- **What needs to be done**
Repeat the material verbatim. Images are excluded from the copy.

--- begin ---

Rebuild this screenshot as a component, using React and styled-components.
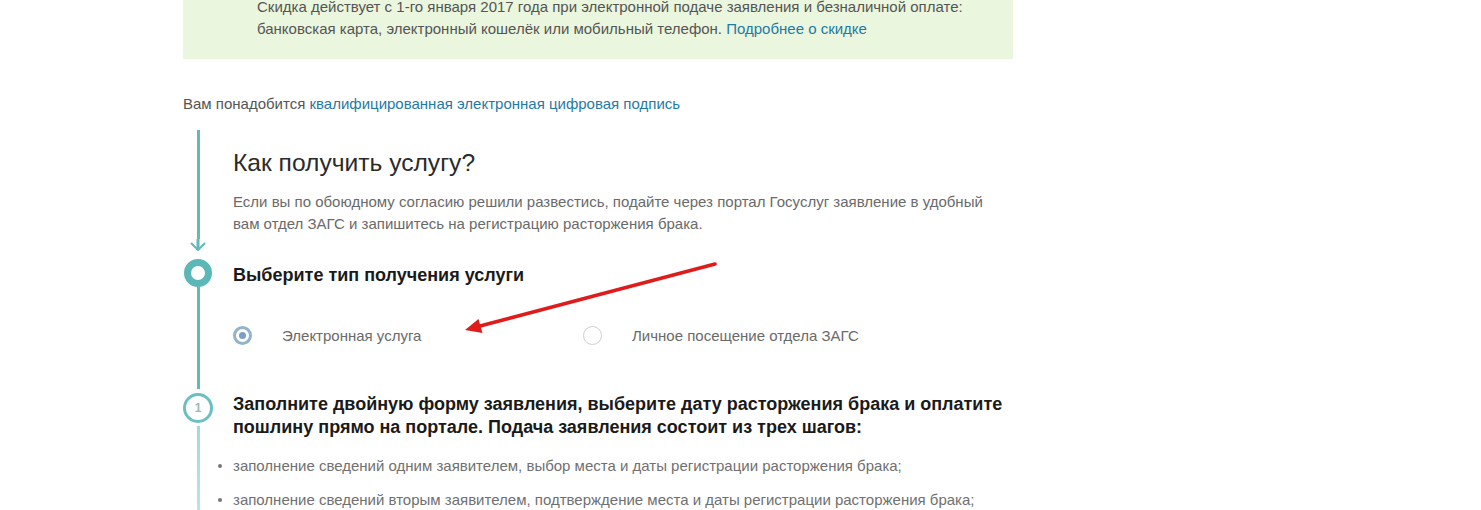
import React from 'react';
import styled, { createGlobalStyle } from 'styled-components';

const GlobalStyle = createGlobalStyle`
  html, body { margin: 0; padding: 0; background: #fff; }
  body {
    font-family: "Liberation Sans", Arial, sans-serif;
    color: #333;
    overflow: hidden;
  }
`;

const Page = styled.div`
  position: relative;
  display: flow-root;
  width: 830px;
  margin-left: 183px;
`;

const Notice = styled.div`
  background: #eaf6dd;
  margin-top: -4px;
  padding: 0 30px 19px 74px;
  font-size: 15px;
  line-height: 22px;
  color: #555;
`;

const Link = styled.a`
  color: #1f7aa6;
  text-decoration: none;
`;

const Signature = styled.p`
  margin: 35px 0 0;
  font-size: 15px;
  line-height: 20px;
  color: #555;
`;

const Timeline = styled.div`
  margin-top: 16px;
`;

const Row = styled.div`
  display: grid;
  grid-template-columns: 30px 1fr;
  column-gap: 20px;
`;

const Rail = styled.div`
  display: flex;
  flex-direction: column;
  align-items: center;
`;

const Line = styled.div`
  width: 3px;
  flex: 1;
  margin-top: ${p => p.$gapTop || 0}px;
  margin-bottom: ${p => p.$gapBottom || 0}px;
  background: ${p => (p.$faded ? 'linear-gradient(#a3d9d9, #cdeded)' : '#62b9b9')};
`;

const ArrowHead = styled.svg`
  display: block;
  margin-bottom: 8px;
  flex: none;
`;

const Dot = styled.div`
  flex: none;
  box-sizing: border-box;
  width: 28px;
  height: 28px;
  border-radius: 50%;
  border: 7px solid #5cb8b8;
  background: #fff;
`;

const StepCircle = styled.div`
  flex: none;
  box-sizing: border-box;
  width: 30px;
  height: 30px;
  border-radius: 50%;
  border: 3px solid #6cc0c0;
  display: flex;
  align-items: center;
  justify-content: center;
  font-size: 12px;
  font-weight: bold;
  color: #9ab8b8;
`;

const Content = styled.div`
  padding-top: ${p => p.$top || 0}px;
  padding-bottom: ${p => p.$bottom || 0}px;
`;

const Heading = styled.h2`
  margin: 0;
  font-size: 24.6px;
  line-height: 30px;
  font-weight: normal;
  color: #2b2b2b;
`;

const Lead = styled.p`
  margin: 13px 0 0;
  max-width: 765px;
  font-size: 15px;
  line-height: 22px;
  color: #6a6a6a;
`;

const StepTitle = styled.h3`
  margin: 0;
  font-size: 18px;
  line-height: 23px;
  font-weight: bold;
  color: #1a1a1a;
`;

const Options = styled.div`
  display: grid;
  grid-template-columns: 350px 350px;
  margin-top: 38px;
`;

const Option = styled.label`
  display: flex;
  align-items: center;
  gap: 30px;
  height: 20px;
  font-size: 15px;
  color: #6a6a6a;
`;

const Radio = styled.span`
  flex: none;
  box-sizing: border-box;
  width: 19px;
  height: 19px;
  border-radius: 50%;
  border: ${p => (p.$checked ? '3px solid #93b3cb' : '1px solid #cfcfcf')};
  display: flex;
  align-items: center;
  justify-content: center;
  &::after {
    content: '';
    display: ${p => (p.$checked ? 'block' : 'none')};
    width: 7px;
    height: 7px;
    border-radius: 50%;
    background: #7b9fc2;
  }
`;

const Bullets = styled.ul`
  list-style: none;
  margin: 16px 0 0;
  padding: 0;
`;

const Bullet = styled.li`
  position: relative;
  font-size: 15px;
  line-height: 22px;
  color: #707070;
  & + & { margin-top: 12px; }
  &::before {
    content: '';
    position: absolute;
    left: -15px;
    top: 9px;
    width: 4px;
    height: 4px;
    border-radius: 50%;
    background: #777;
  }
`;

const Annotation = styled.svg`
  position: absolute;
  left: 275px;
  top: 258px;
  pointer-events: none;
`;

export default function App() {
  return (
    <>
      <GlobalStyle />
      <Page>
        <Notice>
          Скидка действует с 1-го января 2017 года при электронной подаче заявления и безналичной оплате:
          банковская карта, электронный кошелёк или мобильный телефон. <Link href="#">Подробнее о скидке</Link>
        </Notice>

        <Signature>
          Вам понадобится <Link href="#">квалифицированная электронная цифровая подпись</Link>
        </Signature>

        <Timeline>
          <Row>
            <Rail>
              <Line />
              <ArrowHead width="18" height="12" viewBox="0 0 18 12">
                <path d="M9 0 V11" stroke="#62b9b9" strokeWidth="3" fill="none" />
                <path d="M2 4 L9 11 L16 4" stroke="#62b9b9" strokeWidth="2" fill="none" />
              </ArrowHead>
            </Rail>
            <Content $top={18} $bottom={24}>
              <Heading>Как получить услугу?</Heading>
              <Lead>
                Если вы по обоюдному согласию решили развестись, подайте через портал Госуслуг заявление в удобный
                вам отдел ЗАГС и запишитесь на регистрацию расторжения брака.
              </Lead>
            </Content>
          </Row>

          <Row>
            <Rail>
              <Dot />
              <Line $gapBottom={4} />
            </Rail>
            <Content $top={5} $bottom={48}>
              <StepTitle>Выберите тип получения услуги</StepTitle>
              <Options>
                <Option>
                  <Radio $checked />
                  Электронная услуга
                </Option>
                <Option>
                  <Radio />
                  Личное посещение отдела ЗАГС
                </Option>
              </Options>
            </Content>
          </Row>

          <Row>
            <Rail>
              <StepCircle>1</StepCircle>
              <Line $faded $gapTop={3} />
            </Rail>
            <Content $top={0} $bottom={40}>
              <StepTitle>
                Заполните двойную форму заявления, выберите дату расторжения брака и оплатите пошлину прямо на
                портале. Подача заявления состоит из трех шагов:
              </StepTitle>
              <Bullets>
                <Bullet>заполнение сведений одним заявителем, выбор места и даты регистрации расторжения брака;</Bullet>
                <Bullet>заполнение сведений вторым заявителем, подтверждение места и даты регистрации расторжения брака;</Bullet>
                <Bullet>оплата государственной пошлины.</Bullet>
              </Bullets>
            </Content>
          </Row>
        </Timeline>

        <Annotation width="265" height="80" viewBox="0 0 265 80">
          <line x1="257" y1="6" x2="22" y2="68" stroke="#e01b1b" strokeWidth="3.5" strokeLinecap="round" />
          <polygon points="7,72 24.5,75 20.5,61" fill="#e01b1b" />
        </Annotation>
      </Page>
    </>
  );
}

--- end ---

- **Written answer**
Rebuild this screenshot as a component, using React and styled-components.
import React from 'react';
import styled, { createGlobalStyle } from 'styled-components';

const GlobalStyle = createGlobalStyle`
  html, body { margin: 0; padding: 0; background: #fff; }
  body {
    font-family: "Liberation Sans", Arial, sans-serif;
    color: #333;
    overflow: hidden;
  }
`;

const Page = styled.div`
  position: relative;
  display: flow-root;
  width: 830px;
  margin-left: 183px;
`;

const Notice = styled.div`
  background: #eaf6dd;
  margin-top: -4px;
  padding: 0 30px 19px 74px;
  font-size: 15px;
  line-height: 22px;
  color: #555;
`;

const Link = styled.a`
  color: #1f7aa6;
  text-decoration: none;
`;

const Signature = styled.p`
  margin: 35px 0 0;
  font-size: 15px;
  line-height: 20px;
  color: #555;
`;

const Timeline = styled.div`
  margin-top: 16px;
`;

const Row = styled.div`
  display: grid;
  grid-template-columns: 30px 1fr;
  column-gap: 20px;
`;

const Rail = styled.div`
  display: flex;
  flex-direction: column;
  align-items: center;
`;

const Line = styled.div`
  width: 3px;
  flex: 1;
  margin-top: ${p => p.$gapTop || 0}px;
  margin-bottom: ${p => p.$gapBottom || 0}px;
  background: ${p => (p.$faded ? 'linear-gradient(#a3d9d9, #cdeded)' : '#62b9b9')};
`;

const ArrowHead = styled.svg`
  display: block;
  margin-bottom: 8px;
  flex: none;
`;

const Dot = styled.div`
  flex: none;
  box-sizing: border-box;
  width: 28px;
  height: 28px;
  border-radius: 50%;
  border: 7px solid #5cb8b8;
  background: #fff;
`;

const StepCircle = styled.div`
  flex: none;
  box-sizing: border-box;
  width: 30px;
  height: 30px;
  border-radius: 50%;
  border: 3px solid #6cc0c0;
  display: flex;
  align-items: center;
  justify-content: center;
  font-size: 12px;
  font-weight: bold;
  color: #9ab8b8;
`;

const Content = styled.div`
  padding-top: ${p => p.$top || 0}px;
  padding-bottom: ${p => p.$bottom || 0}px;
`;

const Heading = styled.h2`
  margin: 0;
  font-size: 24.6px;
  line-height: 30px;
  font-weight: normal;
  color: #2b2b2b;
`;

const Lead = styled.p`
  margin: 13px 0 0;
  max-width: 765px;
  font-size: 15px;
  line-height: 22px;
  color: #6a6a6a;
`;

const StepTitle = styled.h3`
  margin: 0;
  font-size: 18px;
  line-height: 23px;
  font-weight: bold;
  color: #1a1a1a;
`;

const Options = styled.div`
  display: grid;
  grid-template-columns: 350px 350px;
  margin-top: 38px;
`;

const Option = styled.label`
  display: flex;
  align-items: center;
  gap: 30px;
  height: 20px;
  font-size: 15px;
  color: #6a6a6a;
`;

const Radio = styled.span`
  flex: none;
  box-sizing: border-box;
  width: 19px;
  height: 19px;
  border-radius: 50%;
  border: ${p => (p.$checked ? '3px solid #93b3cb' : '1px solid #cfcfcf')};
  display: flex;
  align-items: center;
  justify-content: center;
  &::after {
    content: '';
    display: ${p => (p.$checked ? 'block' : 'none')};
    width: 7px;
    height: 7px;
    border-radius: 50%;
    background: #7b9fc2;
  }
`;

const Bullets = styled.ul`
  list-style: none;
  margin: 16px 0 0;
  padding: 0;
`;

const Bullet = styled.li`
  position: relative;
  font-size: 15px;
  line-height: 22px;
  color: #707070;
  & + & { margin-top: 12px; }
  &::before {
    content: '';
    position: absolute;
    left: -15px;
    top: 9px;
    width: 4px;
    height: 4px;
    border-radius: 50%;
    background: #777;
  }
`;

const Annotation = styled.svg`
  position: absolute;
  left: 275px;
  top: 258px;
  pointer-events: none;
`;

export default function App() {
  return (
    <>
      <GlobalStyle />
      <Page>
        <Notice>
          Скидка действует с 1-го января 2017 года при электронной подаче заявления и безналичной оплате:
          банковская карта, электронный кошелёк или мобильный телефон. <Link href="#">Подробнее о скидке</Link>
        </Notice>

        <Signature>
          Вам понадобится <Link href="#">квалифицированная электронная цифровая подпись</Link>
        </Signature>

        <Timeline>
          <Row>
            <Rail>
              <Line />
              <ArrowHead width="18" height="12" viewBox="0 0 18 12">
                <path d="M9 0 V11" stroke="#62b9b9" strokeWidth="3" fill="none" />
                <path d="M2 4 L9 11 L16 4" stroke="#62b9b9" strokeWidth="2" fill="none" />
              </ArrowHead>
            </Rail>
            <Content $top={18} $bottom={24}>
              <Heading>Как получить услугу?</Heading>
              <Lead>
                Если вы по обоюдному согласию решили развестись, подайте через портал Госуслуг заявление в удобный
                вам отдел ЗАГС и запишитесь на регистрацию расторжения брака.
              </Lead>
            </Content>
          </Row>

          <Row>
            <Rail>
              <Dot />
              <Line $gapBottom={4} />
            </Rail>
            <Content $top={5} $bottom={48}>
              <StepTitle>Выберите тип получения услуги</StepTitle>
              <Options>
                <Option>
                  <Radio $checked />
                  Электронная услуга
                </Option>
                <Option>
                  <Radio />
                  Личное посещение отдела ЗАГС
                </Option>
              </Options>
            </Content>
          </Row>

          <Row>
            <Rail>
              <StepCircle>1</StepCircle>
              <Line $faded $gapTop={3} />
            </Rail>
            <Content $top={0} $bottom={40}>
              <StepTitle>
                Заполните двойную форму заявления, выберите дату расторжения брака и оплатите пошлину прямо на
                портале. Подача заявления состоит из трех шагов:
              </StepTitle>
              <Bullets>
                <Bullet>заполнение сведений одним заявителем, выбор места и даты регистрации расторжения брака;</Bullet>
                <Bullet>заполнение сведений вторым заявителем, подтверждение места и даты регистрации расторжения брака;</Bullet>
                <Bullet>оплата государственной пошлины.</Bullet>
              </Bullets>
            </Content>
          </Row>
        </Timeline>

        <Annotation width="265" height="80" viewBox="0 0 265 80">
          <line x1="257" y1="6" x2="22" y2="68" stroke="#e01b1b" strokeWidth="3.5" strokeLinecap="round" />
          <polygon points="7,72 24.5,75 20.5,61" fill="#e01b1b" />
        </Annotation>
      </Page>
    </>
  );
}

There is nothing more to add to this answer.